It’s impossible to ignore the gleaming white triangular peaks of the sprawling rooftop from Highway 101. If you’ve driven the stretch near Novato in Marin County, you’ve undoubtedly noticed it, a stunning example of mid-century design embodied in a now long-neglected warehouse.
The iconic Bay Area landmark, colloquially known as the Birkenstock building, has been vacant for years, empty since the famed German shoe company moved out in 2020. The building is actually part of a larger 80-acre office campus, which includes the well-known warehouse building in addition to office buildings. Its location is especially tranquil as it’s surrounded by rolling green hills, despite the roaring freeway on one side.
Prominent modernist architect John Savage Bolles designed the campus at 8171 Redwood Blvd. in the early 1960s for publishing giant McGraw-Hill. The larger warehouse acted as a distribution center for the company’s textbook operation, while the offices housed workers.
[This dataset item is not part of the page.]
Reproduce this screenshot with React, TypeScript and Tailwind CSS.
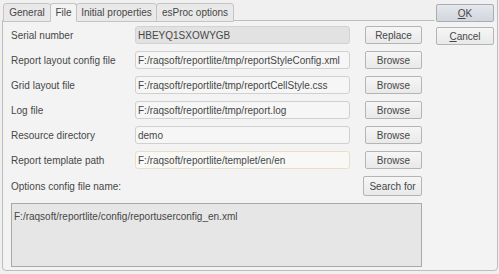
import React from "react";

const font = { fontFamily: '"Liberation Sans", Arial, sans-serif' };

function Btn({ children, w = "w-[57px]" }: { children: React.ReactNode; w?: string }) {
  return (
    <div
      className={`${w} h-[18px] flex items-center justify-center border border-[#b4b4b4] rounded-[2px] bg-gradient-to-b from-[#f6f6f6] to-[#e9e9e9] text-[10px] text-[#474747]`}
    >
      {children}
    </div>
  );
}

function Row({
  label,
  value,
  btn,
  disabled,
  focused,
}: {
  label: string;
  value: string;
  btn: string;
  disabled?: boolean;
  focused?: boolean;
}) {
  return (
    <div className="flex items-center h-[18px]">
      <div className="w-[124px] text-[10px] text-[#474747]">{label}</div>
      <div
        className={`w-[215px] h-[18px] flex items-center pl-[2px] text-[10px] text-[#474747] rounded-[3px] border ${
          disabled
            ? "bg-[#e2e2e2] border-[#d2d2d2]"
            : focused
            ? "bg-[#f8f8f6] border-[#eadfc6]"
            : "bg-[#f6f6f6] border-[#d0d0d0]"
        }`}
      >
        {value}
      </div>
      <div className="ml-[15px]">
        <Btn>{btn}</Btn>
      </div>
    </div>
  );
}

export default function App() {
  const tabs = ["General", "File", "Initial properties", "esProc options"];
  const widths = ["w-[48px]", "w-[27px]", "w-[81px]", "w-[78px]"];
  return (
    <div className="relative w-[499px] h-[274px] bg-[#f0f0f0] overflow-hidden" style={font}>
      <div className="flex pl-[3px] pt-[3px] h-[21px]">
        {tabs.map((t, i) => (
          <div
            key={t}
            className={`${widths[i]} h-[19px] -mr-px flex items-center justify-center text-[10px] text-[#474747] border border-[#c4c4c4] rounded-t-[3px] ${
              i === 1 ? "bg-[#f3f3f3] border-b-[#f3f3f3] relative z-10" : "bg-[#e9e9e9]"
            }`}
          >
            {t}
          </div>
        ))}
      </div>
      <div className="-mt-px ml-[2px] w-[496px] h-[251px] border border-[#bdbdbd] rounded-b-[4px] bg-[#f3f3f3] pl-[8px] pt-[5px]">
        <div className="flex flex-col gap-[7px]">
          <Row label="Serial number" value="HBEYQ1SXOWYGB" btn="Replace" disabled />
          <Row label="Report layout config file" value="F:/raqsoft/reportlite/tmp/reportStyleConfig.xml" btn="Browse" />
          <Row label="Grid layout file" value="F:/raqsoft/reportlite/tmp/reportCellStyle.css" btn="Browse" />
          <Row label="Log file" value="F:/raqsoft/reportlite/tmp/report.log" btn="Browse" />
          <Row label="Resource directory" value="demo" btn="Browse" />
          <Row label="Report template path" value="F:/raqsoft/reportlite/templet/en/en" btn="Browse" focused />
        </div>
        <div className="flex items-center justify-between w-[411px] mt-[7px] h-[20px]">
          <div className="text-[10px] text-[#474747]">Options config file name:</div>
          <div className="w-[59px] h-[20px] flex items-center justify-center border border-[#b4b4b4] rounded-[2px] bg-gradient-to-b from-[#f6f6f6] to-[#e9e9e9] text-[10px] text-[#474747]">
            Search for
          </div>
        </div>
        <div className="mt-[7px] w-[411px] h-[64px] border border-[#a9a9a9] bg-[#e6e6e6] pl-[2px] pt-[5px] text-[10px] text-[#474747]">
          F:/raqsoft/reportlite/config/reportuserconfig_en.xml
        </div>
      </div>
      <div className="absolute top-0 right-[1px] w-px h-[30px] bg-[#bdbdbd]" />
      <div className="absolute top-0 left-[434px] w-[63px] h-[22px] bg-[#f0f0f0] rounded-bl-[3px]" />
      <div className="absolute top-[4px] left-[436px] flex flex-col gap-[5px]">
        <div className="w-[58px] h-[18px] flex items-center justify-center border border-[#a8adb5] rounded-[2px] bg-gradient-to-b from-[#e4e7ec] to-[#d2d6dd] text-[10px] text-[#474747]">
          <span><span className="underline">O</span>K</span>
        </div>
        <div className="w-[58px] h-[18px] flex items-center justify-center border border-[#b4b4b4] rounded-[2px] bg-gradient-to-b from-[#f6f6f6] to-[#e9e9e9] text-[10px] text-[#474747]">
          <span><span className="underline">C</span>ancel</span>
        </div>
      </div>
    </div>
  );
}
Bolles designed a number of prominent Bay Area spaces, including Candlestick Park and the IBM campus in San Jose. While his work is largely praised, a few projects, like Candlestick Park and Embarcadero Plaza, weren’t well received, perhaps dampening the reception of his other works. His father Edward Grosvenor Bolles was also an architect, arriving in San Francisco in 1893, and residing in Berkeley when Bolles was born in 1905.
Bolles helped his father in the design of many buildings at the Golden Gate International Exposition on Treasure Island in 1939, before going out on his own and contributing to Bay Area mid-century architecture through the 1970s.
McGraw-Hill exited the buildings in 1991, and Birkenstock moved in just a year later. The campus was a fitting location for the rising shoe corporation, which had been expanding rapidly since Marin resident Margot Fraser began importing the shoes in the 1960s and chose Marin County as the U.S. headquarters. The brand was founded in 1774, but grew in popularity first in Europe before becoming synonymous with the hippie movement of the 1960s and 1970s, even being sold in health stores in California.
Birkenstock used the distribution center through 2007, when the shoemaker relocated its distribution center to Kentucky to reduce shipping times and downsize its real estate holdings. The company moved its offices to another building in Novato, and the iconic building sat empty until 2012, when Birkenstock returned.
The office campus was vibrant, according to a blogger who got a tour in 2016. Employees apparently enjoyed a garden, towering oak trees, a hand-painted mural by local high schoolers, a manmade creek, wildlife that included deer, rabbits, turkeys, lizards and snakes, and even an on-site bee colony complete with a resident beekeeper.
When Birkenstock announced its return to the campus in 2012, it did so partly reportedly because it needed more space. Shelly Glasgow, director of product development and merchandising for Birkenstock, told the Marin Independent Journal at the time, “When we announced it, the whole office broke into applause. People were saying, ‘Oh, am I going to have a view of the mountains again? I remember when rabbits used to walk up to the windows.’ For us, it’s a homecoming.”
Those employees moved back into the office building, but the warehouse remained empty. The company reportedly moved out again in 2020 to 100 Wood Hollow Drive in Novato. Birkenstock could not be reached for comment for this story.
The iconic building has apparently struggled to find a tenant since Birkenstock permanently vacated. Commercial real estate broker James Manley told Pacific Sun in 2019 that “there is a great idea for the property which I am not at liberty to talk about” and that the space was under contract. The alternative weekly reported that the building has “regularly been in and out of escrow since it’s been on the market … interest has sprung up from Fortune 500 companies to artist colonies, to proposals for a residential development.”
Manley even said some locals proposed it as an indoor cannabis grow or an Amazon warehouse.
None of those ideas have panned out, and the odd-roofed building is no longer actively being marketed for lease. It may not be entirely empty though — outside of the rabbits and deer, it’s rumored that bikers and skateboarders sometimes climb up to the roof to use the angles as a truly unique skate ramp.